At that point, you could sync the notes via your PC, the later Livescribe Sky model did this automatically via Wi-Fi , or you could simply use the playback function on the pen. When you tapped on a particular note, the pen would play the audio that was recorded at the time that note was written.

For journalists it was an incredible device, although it was equally handy for students, writers or just anyone who needed to take notes regularly during meetings.

The advantage was in the simplicity of Livescribe: it was still just a pen and paper. The long standby battery life meant you could keep it in a bag for extended periods of time until needed, and you could instantly review all audio recordings, even without a pair of headphones. There was a suite of other functionality as well, including limited language translation, syncing with Evernote and other apps, the ability to share "pencasts" and much more.
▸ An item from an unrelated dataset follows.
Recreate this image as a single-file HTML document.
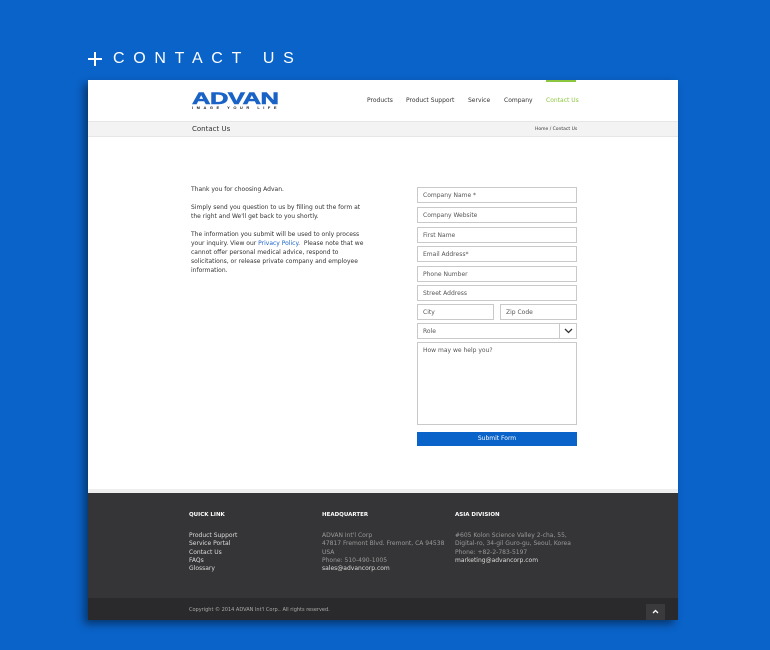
<!DOCTYPE html>
<html><head><meta charset="utf-8"><style>
*{margin:0;padding:0;box-sizing:border-box}
body{width:770px;height:650px;background:#0a63c9;font-family:"DejaVu Sans","Liberation Sans",sans-serif;position:relative;overflow:hidden}
.a{position:absolute}
.t{font-size:16px;color:#fff;letter-spacing:8.7px;font-family:"Liberation Sans",sans-serif;top:50px;left:113px}
.card{left:88px;top:80px;width:590px;height:540px;background:#fff;box-shadow:-4px 4px 8px rgba(0,0,0,.45)}
.nav{font-size:6px;color:#333;top:97px}
.in{border:1px solid #c9c9c9;height:16px;font-size:6px;color:#555;padding:4px 0 0 5px;background:#fff}
.p{font-size:6px;color:#333;line-height:9px;left:191px}
.f{font-size:6px;color:#ddd;line-height:8.3px}
.g{color:#999}
.h{font-size:5.5px;color:#fff;font-weight:bold;top:512px}
</style></head><body>
<div class="a" style="left:88px;top:58px;width:14px;height:1.5px;background:#fff"></div>
<div class="a" style="left:94.3px;top:52px;width:1.5px;height:14px;background:#fff"></div>
<div class="a t">CONTACT US</div>
<div class="a card"></div>
<div class="a" style="left:88px;top:121px;width:590px;height:16px;background:#f3f3f3;border-top:1px solid #e6e6e6;border-bottom:1px solid #e6e6e6"></div>
<div class="a" style="left:192px;top:91px;font:900 17px 'Liberation Sans',sans-serif;color:#1a63c6;letter-spacing:-0.3px;transform:scaleX(1.5);transform-origin:left;line-height:16px;-webkit-text-stroke:0.6px #1a63c6">ADVAN</div>
<div class="a" style="left:192px;top:105px;font:bold 4px 'Liberation Sans',sans-serif;color:#222;letter-spacing:3.5px">IMAGE YOUR LIFE</div>
<div class="a nav" style="left:367px">Products</div>
<div class="a nav" style="left:406px">Product Support</div>
<div class="a nav" style="left:468px">Service</div>
<div class="a nav" style="left:504px">Company</div>
<div class="a nav" style="left:546px;color:#8cc63f">Contact Us</div>
<div class="a" style="left:546px;top:80px;width:30px;height:2px;background:#8cc63f"></div>
<div class="a" style="left:192px;top:125px;font-size:7px;color:#333">Contact Us</div>
<div class="a" style="left:535px;top:127px;font-size:4.5px;color:#333">Home / Contact Us</div>
<div class="a p" style="top:185px">Thank you for choosing Advan.</div>
<div class="a p" style="top:203px">Simply send you question to us by filling out the form at<br>the right and We'll get back to you shortly.</div>
<div class="a p" style="top:230px">The information you submit will be used to only process<br>your inquiry. View our <span style="color:#1a63c6">Privacy Policy</span>.&nbsp; Please note that we<br>cannot offer personal medical advice, respond to<br>solicitations, or release private company and employee<br>information.</div>
<div class="a in" style="left:417px;top:187px;width:160px">Company Name *</div>
<div class="a in" style="left:417px;top:207px;width:160px">Company Website</div>
<div class="a in" style="left:417px;top:227px;width:160px">First Name</div>
<div class="a in" style="left:417px;top:246px;width:160px">Email Address*</div>
<div class="a in" style="left:417px;top:266px;width:160px">Phone Number</div>
<div class="a in" style="left:417px;top:285px;width:160px">Street Address</div>
<div class="a in" style="left:417px;top:304px;width:77px">City</div>
<div class="a in" style="left:500px;top:304px;width:77px">Zip Code</div>
<div class="a in" style="left:417px;top:323px;width:160px">Role</div>
<div class="a" style="left:559px;top:323px;width:1px;height:16px;background:#c9c9c9"></div>
<svg class="a" style="left:564px;top:328px" width="9" height="6"><path d="M1 1L4.5 4.5L8 1" stroke="#333" stroke-width="1.3" fill="none"/></svg>
<div class="a in" style="left:417px;top:342px;width:160px;height:83px">How may we help you?</div>
<div class="a" style="left:417px;top:432px;width:160px;height:14px;background:#0a63c9;color:#fff;font-size:6px;text-align:center;line-height:14px">Submit Form</div>
<div class="a" style="left:88px;top:489px;width:590px;height:4px;background:#eee"></div>
<div class="a" style="left:88px;top:493px;width:590px;height:105px;background:#353537"></div>
<div class="a" style="left:88px;top:598px;width:590px;height:22px;background:#2a2a2c"></div>
<div class="a h" style="left:189px">QUICK LINK</div>
<div class="a h" style="left:322px">HEADQUARTER</div>
<div class="a h" style="left:455px">ASIA DIVISION</div>
<div class="a f" style="left:189px;top:532px">Product Support<br>Service Portal<br>Contact Us<br>FAQs<br>Glossary</div>
<div class="a f" style="left:322px;top:532px"><span class="g">ADVAN Int'l Corp<br>47817 Fremont Blvd. Fremont, CA 94538<br>USA<br>Phone: 510-490-1005</span><br>sales@advancorp.com</div>
<div class="a f" style="left:455px;top:532px"><span class="g">#605 Kolon Science Valley 2-cha, 55,<br>Digital-ro, 34-gil Guro-gu, Seoul, Korea<br>Phone: +82-2-783-5197</span><br>marketing@advancorp.com</div>
<div class="a" style="left:189px;top:607px;font-size:5px;color:#aaa">Copyright © 2014 ADVAN Int'l Corp.. All rights reserved.</div>
<div class="a" style="left:646px;top:604px;width:19px;height:16px;background:#3a3a3c"></div>
<svg class="a" style="left:652px;top:609px" width="7" height="5"><path d="M1 4L3.5 1.5L6 4" stroke="#fff" stroke-width="1.3" fill="none"/></svg>
</body></html>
The Livescribe 3, on the other hand, has no audio recorder and instead pairs with iPhone or iPad via Bluetooth and uses the microphone on the device. Written notes (still requiring the special paper) are instantly synced with the audio on the Livescribe+ app. From there, of course, you can share digitised notes via email, SMS, AirDrop, Dropbox, Evernote and so on.

In fact, the pen seems to have been re-created around the idea of it being an Apple peripheral and companion app rather than a stand-alone device.

The Livescribe 3 is roughly the same dimensions as the Echo model — removing the audio recording has shaved off 5g, dropping the weight to 34g. The design is rounder, with a centre ring that twists to both turn on the Bluetooth and extend the ink nib.

The strategy of "appifying" the Livescribe 3 and alienating Android and Windows users seems a little mystifying, although Livescribe says that support for those platforms will be available at some point. More importantly, the act of taking notes now requires you to remember to charge up and carry two devices, as well as a separate notepad.

As a long time user of Livescribe pens — all three models from the Pulse to the Sky — the Livescribe 3 holds little appeal and feels like a step backwards in terms of design and function. Being forced to carry a phone or tablet to access the basic functions of the pen seems counter-intuitive to the basic premise of Livescribe.

The Livescribe 3 comes as an AU$199 starter kit, with the pen and a 50-page notebook, or an AU$269 Pro Edition, with a leather smartpen portfolio, a 100-sheet hardbound journal and a one-year subscription to Evernote Premium.